## DATA BLOCK
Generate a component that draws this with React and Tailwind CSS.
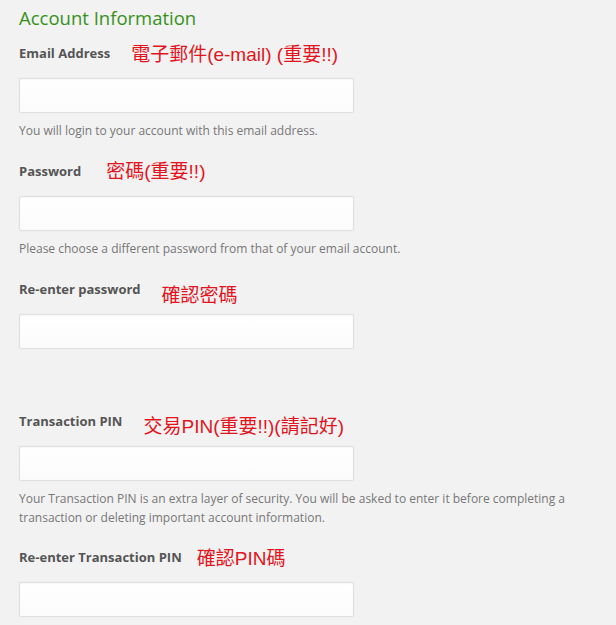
import React from "react";

const cjk = { fontFamily: '"Liberation Sans", "Noto Sans CJK TC", sans-serif' };

function Label({ text, note, noteOffset, gap }) {
  return (
    <div className="flex items-start h-5">
      <span className="text-[13px] leading-5 font-bold text-[#555555]">{text}</span>
      <span
        className={`text-[19px] leading-5 text-[#e3141d] whitespace-nowrap ${gap} ${noteOffset}`}
        style={cjk}
      >
        {note}
      </span>
    </div>
  );
}

function Input({ mt }) {
  return (
    <div
      className={`${mt} w-[335px] h-[35px] bg-gradient-to-b from-white to-[#fbfbfb] border border-[#e0e0e0] rounded-[2px] shadow-[0_0_2px_rgba(0,0,0,0.06),inset_0_1px_2px_rgba(0,0,0,0.04)]`}
    />
  );
}

export default function App() {
  return (
    <div
      className="w-[616px] h-[625px] bg-[#f2f2f2] pl-[19px] overflow-hidden"
      style={{ fontFamily: '"Open Sans", sans-serif' }}
    >
      <div className="pt-[6px] text-[18.5px] leading-6 font-medium text-[#36911b]">Account Information</div>

      <div className="mt-[13px]">
        <Label text="Email Address" note="電子郵件(e-mail) (重要!!)" gap="ml-[21px]" noteOffset="mt-[2px]" />
      </div>
      <Input mt="mt-[15px]" />
      <div className="mt-[8px] text-[12px] leading-[19px] text-[#777777]">
        You will login to your account with this email address.
      </div>

      <div className="mt-[21px]">
        <Label text="Password" note="密碼(重要!!)" gap="ml-[25px]" noteOffset="mt-[1px]" />
      </div>
      <Input mt="mt-[15px]" />
      <div className="mt-[8px] text-[12px] leading-[19px] text-[#777777]">
        Please choose a different password from that of your email account.
      </div>

      <div className="mt-[21px]">
        <Label text="Re-enter password" note="確認密碼" gap="ml-[21px]" noteOffset="mt-[7px]" />
      </div>
      <Input mt="mt-[15px]" />

      <div className="mt-[62px]">
        <Label text="Transaction PIN" note="交易PIN(重要!!)(請記好)" gap="ml-[21px]" noteOffset="mt-[6px]" />
      </div>
      <Input mt="mt-[15px]" />
      <div className="mt-[8px] w-[575px] text-[12px] leading-[19px] text-[#777777]">
        Your Transaction PIN is an extra layer of security. You will be asked to enter it before completing a
        transaction or deleting important account information.
      </div>

      <div className="mt-[20px]">
        <Label text="Re-enter Transaction PIN" note="確認PIN碼" gap="ml-[15px]" noteOffset="mt-[2px]" />
      </div>
      <Input mt="mt-[15px]" />
    </div>
  );
}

## WORK TO DO
Copy every line of the listing where the word "React" appears.

## ANSWER BELOW
Generate a component that draws this with React and Tailwind CSS.
import React from "react";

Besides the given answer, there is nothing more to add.